--- start Data excerpt ---

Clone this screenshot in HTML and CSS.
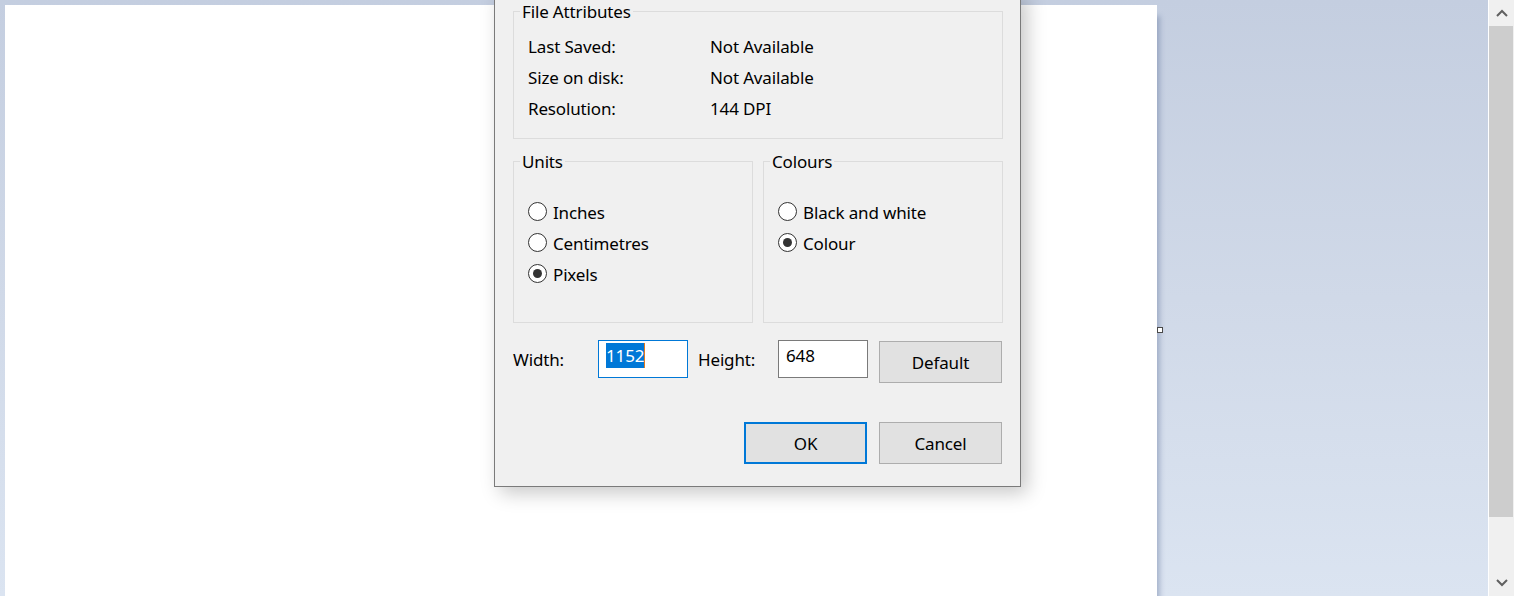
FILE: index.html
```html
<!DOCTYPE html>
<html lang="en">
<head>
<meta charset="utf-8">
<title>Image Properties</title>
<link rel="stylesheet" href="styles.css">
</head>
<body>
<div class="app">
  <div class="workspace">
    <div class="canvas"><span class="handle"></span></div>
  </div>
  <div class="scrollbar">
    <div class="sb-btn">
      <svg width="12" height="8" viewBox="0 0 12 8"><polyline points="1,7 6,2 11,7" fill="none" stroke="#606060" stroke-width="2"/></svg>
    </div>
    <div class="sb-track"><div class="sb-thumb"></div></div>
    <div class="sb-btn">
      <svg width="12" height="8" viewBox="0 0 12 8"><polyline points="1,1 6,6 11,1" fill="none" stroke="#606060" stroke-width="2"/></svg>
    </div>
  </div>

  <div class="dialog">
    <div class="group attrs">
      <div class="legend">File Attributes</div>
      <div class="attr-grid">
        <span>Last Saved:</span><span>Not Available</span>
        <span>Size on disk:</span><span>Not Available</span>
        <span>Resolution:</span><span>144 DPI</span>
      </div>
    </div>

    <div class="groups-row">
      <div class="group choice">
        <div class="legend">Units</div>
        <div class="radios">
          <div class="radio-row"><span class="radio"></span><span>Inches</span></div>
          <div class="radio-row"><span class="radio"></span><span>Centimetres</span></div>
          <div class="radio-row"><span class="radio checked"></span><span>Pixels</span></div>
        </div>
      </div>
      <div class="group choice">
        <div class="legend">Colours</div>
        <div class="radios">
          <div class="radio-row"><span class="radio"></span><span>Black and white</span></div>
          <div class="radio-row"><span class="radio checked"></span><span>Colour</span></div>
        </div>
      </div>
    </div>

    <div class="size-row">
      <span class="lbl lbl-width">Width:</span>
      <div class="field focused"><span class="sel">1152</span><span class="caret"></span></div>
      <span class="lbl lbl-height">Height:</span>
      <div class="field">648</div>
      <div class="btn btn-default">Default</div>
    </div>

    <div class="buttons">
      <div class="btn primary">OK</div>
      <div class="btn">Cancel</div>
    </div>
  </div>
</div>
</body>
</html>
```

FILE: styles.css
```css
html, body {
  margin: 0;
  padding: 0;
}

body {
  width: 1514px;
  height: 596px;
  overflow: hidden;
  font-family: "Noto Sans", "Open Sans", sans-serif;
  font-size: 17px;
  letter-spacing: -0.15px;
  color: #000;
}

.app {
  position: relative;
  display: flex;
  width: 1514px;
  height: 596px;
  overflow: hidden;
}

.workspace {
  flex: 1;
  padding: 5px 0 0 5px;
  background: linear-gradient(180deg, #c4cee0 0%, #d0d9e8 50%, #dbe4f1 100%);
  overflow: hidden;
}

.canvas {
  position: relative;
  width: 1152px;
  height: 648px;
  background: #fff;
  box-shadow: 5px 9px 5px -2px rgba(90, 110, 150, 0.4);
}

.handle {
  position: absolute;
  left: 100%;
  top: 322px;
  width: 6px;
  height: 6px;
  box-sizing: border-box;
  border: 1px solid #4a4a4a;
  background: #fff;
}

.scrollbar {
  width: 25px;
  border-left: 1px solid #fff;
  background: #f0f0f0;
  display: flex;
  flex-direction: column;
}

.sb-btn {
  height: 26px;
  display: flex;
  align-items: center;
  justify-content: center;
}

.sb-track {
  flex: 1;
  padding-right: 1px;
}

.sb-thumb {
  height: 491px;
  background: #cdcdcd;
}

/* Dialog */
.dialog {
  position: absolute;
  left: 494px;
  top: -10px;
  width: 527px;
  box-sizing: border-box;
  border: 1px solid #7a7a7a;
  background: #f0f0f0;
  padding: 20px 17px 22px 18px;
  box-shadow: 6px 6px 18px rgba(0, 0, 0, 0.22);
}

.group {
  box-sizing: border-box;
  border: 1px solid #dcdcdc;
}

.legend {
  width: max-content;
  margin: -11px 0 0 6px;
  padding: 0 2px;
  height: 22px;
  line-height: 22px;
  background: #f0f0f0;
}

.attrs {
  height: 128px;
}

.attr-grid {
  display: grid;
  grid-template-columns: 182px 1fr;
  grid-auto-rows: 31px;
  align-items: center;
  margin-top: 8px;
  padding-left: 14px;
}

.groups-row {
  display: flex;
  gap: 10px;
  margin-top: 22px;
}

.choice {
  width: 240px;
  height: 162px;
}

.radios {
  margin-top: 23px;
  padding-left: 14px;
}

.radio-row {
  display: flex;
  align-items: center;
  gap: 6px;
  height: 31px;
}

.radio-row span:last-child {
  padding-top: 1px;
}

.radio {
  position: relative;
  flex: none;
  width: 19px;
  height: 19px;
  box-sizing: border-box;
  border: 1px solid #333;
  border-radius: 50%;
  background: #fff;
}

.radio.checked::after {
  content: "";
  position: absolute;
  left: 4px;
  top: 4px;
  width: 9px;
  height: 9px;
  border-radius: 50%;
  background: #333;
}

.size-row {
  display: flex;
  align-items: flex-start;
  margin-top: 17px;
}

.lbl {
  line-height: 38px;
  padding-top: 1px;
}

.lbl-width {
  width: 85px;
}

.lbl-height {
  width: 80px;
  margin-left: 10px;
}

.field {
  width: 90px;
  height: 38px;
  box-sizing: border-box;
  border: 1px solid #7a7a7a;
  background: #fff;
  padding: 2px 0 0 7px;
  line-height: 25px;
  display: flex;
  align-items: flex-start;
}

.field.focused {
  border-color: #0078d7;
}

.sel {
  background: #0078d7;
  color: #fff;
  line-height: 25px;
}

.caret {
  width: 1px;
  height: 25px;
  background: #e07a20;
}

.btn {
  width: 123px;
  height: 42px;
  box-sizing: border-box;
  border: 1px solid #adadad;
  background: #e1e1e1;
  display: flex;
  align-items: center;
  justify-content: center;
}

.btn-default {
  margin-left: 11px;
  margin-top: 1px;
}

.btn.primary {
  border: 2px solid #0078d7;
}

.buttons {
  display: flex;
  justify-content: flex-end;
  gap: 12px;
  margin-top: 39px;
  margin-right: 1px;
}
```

--- end Data excerpt ---

_What is required_: Leave out the pictures and reproduce the rest of the listing exactly.

_Result_:
Clone this screenshot in HTML and CSS.
FILE: index.html
```html
<!DOCTYPE html>
<html lang="en">
<head>
<meta charset="utf-8">
<title>Image Properties</title>
<link rel="stylesheet" href="styles.css">
</head>
<body>
<div class="app">
  <div class="workspace">
    <div class="canvas"><span class="handle"></span></div>
  </div>
  <div class="scrollbar">
    <div class="sb-btn">
      <svg width="12" height="8" viewBox="0 0 12 8"><polyline points="1,7 6,2 11,7" fill="none" stroke="#606060" stroke-width="2"/></svg>
    </div>
    <div class="sb-track"><div class="sb-thumb"></div></div>
    <div class="sb-btn">
      <svg width="12" height="8" viewBox="0 0 12 8"><polyline points="1,1 6,6 11,1" fill="none" stroke="#606060" stroke-width="2"/></svg>
    </div>
  </div>

  <div class="dialog">
    <div class="group attrs">
      <div class="legend">File Attributes</div>
      <div class="attr-grid">
        <span>Last Saved:</span><span>Not Available</span>
        <span>Size on disk:</span><span>Not Available</span>
        <span>Resolution:</span><span>144 DPI</span>
      </div>
    </div>

    <div class="groups-row">
      <div class="group choice">
        <div class="legend">Units</div>
        <div class="radios">
          <div class="radio-row"><span class="radio"></span><span>Inches</span></div>
          <div class="radio-row"><span class="radio"></span><span>Centimetres</span></div>
          <div class="radio-row"><span class="radio checked"></span><span>Pixels</span></div>
        </div>
      </div>
      <div class="group choice">
        <div class="legend">Colours</div>
        <div class="radios">
          <div class="radio-row"><span class="radio"></span><span>Black and white</span></div>
          <div class="radio-row"><span class="radio checked"></span><span>Colour</span></div>
        </div>
      </div>
    </div>

    <div class="size-row">
      <span class="lbl lbl-width">Width:</span>
      <div class="field focused"><span class="sel">1152</span><span class="caret"></span></div>
      <span class="lbl lbl-height">Height:</span>
      <div class="field">648</div>
      <div class="btn btn-default">Default</div>
    </div>

    <div class="buttons">
      <div class="btn primary">OK</div>
      <div class="btn">Cancel</div>
    </div>
  </div>
</div>
</body>
</html>
```

FILE: styles.css
```css
html, body {
  margin: 0;
  padding: 0;
}

body {
  width: 1514px;
  height: 596px;
  overflow: hidden;
  font-family: "Noto Sans", "Open Sans", sans-serif;
  font-size: 17px;
  letter-spacing: -0.15px;
  color: #000;
}

.app {
  position: relative;
  display: flex;
  width: 1514px;
  height: 596px;
  overflow: hidden;
}

.workspace {
  flex: 1;
  padding: 5px 0 0 5px;
  background: linear-gradient(180deg, #c4cee0 0%, #d0d9e8 50%, #dbe4f1 100%);
  overflow: hidden;
}

.canvas {
  position: relative;
  width: 1152px;
  height: 648px;
  background: #fff;
  box-shadow: 5px 9px 5px -2px rgba(90, 110, 150, 0.4);
}

.handle {
  position: absolute;
  left: 100%;
  top: 322px;
  width: 6px;
  height: 6px;
  box-sizing: border-box;
  border: 1px solid #4a4a4a;
  background: #fff;
}

.scrollbar {
  width: 25px;
  border-left: 1px solid #fff;
  background: #f0f0f0;
  display: flex;
  flex-direction: column;
}

.sb-btn {
  height: 26px;
  display: flex;
  align-items: center;
  justify-content: center;
}

.sb-track {
  flex: 1;
  padding-right: 1px;
}

.sb-thumb {
  height: 491px;
  background: #cdcdcd;
}

/* Dialog */
.dialog {
  position: absolute;
  left: 494px;
  top: -10px;
  width: 527px;
  box-sizing: border-box;
  border: 1px solid #7a7a7a;
  background: #f0f0f0;
  padding: 20px 17px 22px 18px;
  box-shadow: 6px 6px 18px rgba(0, 0, 0, 0.22);
}

.group {
  box-sizing: border-box;
  border: 1px solid #dcdcdc;
}

.legend {
  width: max-content;
  margin: -11px 0 0 6px;
  padding: 0 2px;
  height: 22px;
  line-height: 22px;
  background: #f0f0f0;
}

.attrs {
  height: 128px;
}

.attr-grid {
  display: grid;
  grid-template-columns: 182px 1fr;
  grid-auto-rows: 31px;
  align-items: center;
  margin-top: 8px;
  padding-left: 14px;
}

.groups-row {
  display: flex;
  gap: 10px;
  margin-top: 22px;
}

.choice {
  width: 240px;
  height: 162px;
}

.radios {
  margin-top: 23px;
  padding-left: 14px;
}

.radio-row {
  display: flex;
  align-items: center;
  gap: 6px;
  height: 31px;
}

.radio-row span:last-child {
  padding-top: 1px;
}

.radio {
  position: relative;
  flex: none;
  width: 19px;
  height: 19px;
  box-sizing: border-box;
  border: 1px solid #333;
  border-radius: 50%;
  background: #fff;
}

.radio.checked::after {
  content: "";
  position: absolute;
  left: 4px;
  top: 4px;
  width: 9px;
  height: 9px;
  border-radius: 50%;
  background: #333;
}

.size-row {
  display: flex;
  align-items: flex-start;
  margin-top: 17px;
}

.lbl {
  line-height: 38px;
  padding-top: 1px;
}

.lbl-width {
  width: 85px;
}

.lbl-height {
  width: 80px;
  margin-left: 10px;
}

.field {
  width: 90px;
  height: 38px;
  box-sizing: border-box;
  border: 1px solid #7a7a7a;
  background: #fff;
  padding: 2px 0 0 7px;
  line-height: 25px;
  display: flex;
  align-items: flex-start;
}

.field.focused {
  border-color: #0078d7;
}

.sel {
  background: #0078d7;
  color: #fff;
  line-height: 25px;
}

.caret {
  width: 1px;
  height: 25px;
  background: #e07a20;
}

.btn {
  width: 123px;
  height: 42px;
  box-sizing: border-box;
  border: 1px solid #adadad;
  background: #e1e1e1;
  display: flex;
  align-items: center;
  justify-content: center;
}

.btn-default {
  margin-left: 11px;
  margin-top: 1px;
}

.btn.primary {
  border: 2px solid #0078d7;
}

.buttons {
  display: flex;
  justify-content: flex-end;
  gap: 12px;
  margin-top: 39px;
  margin-right: 1px;
}
```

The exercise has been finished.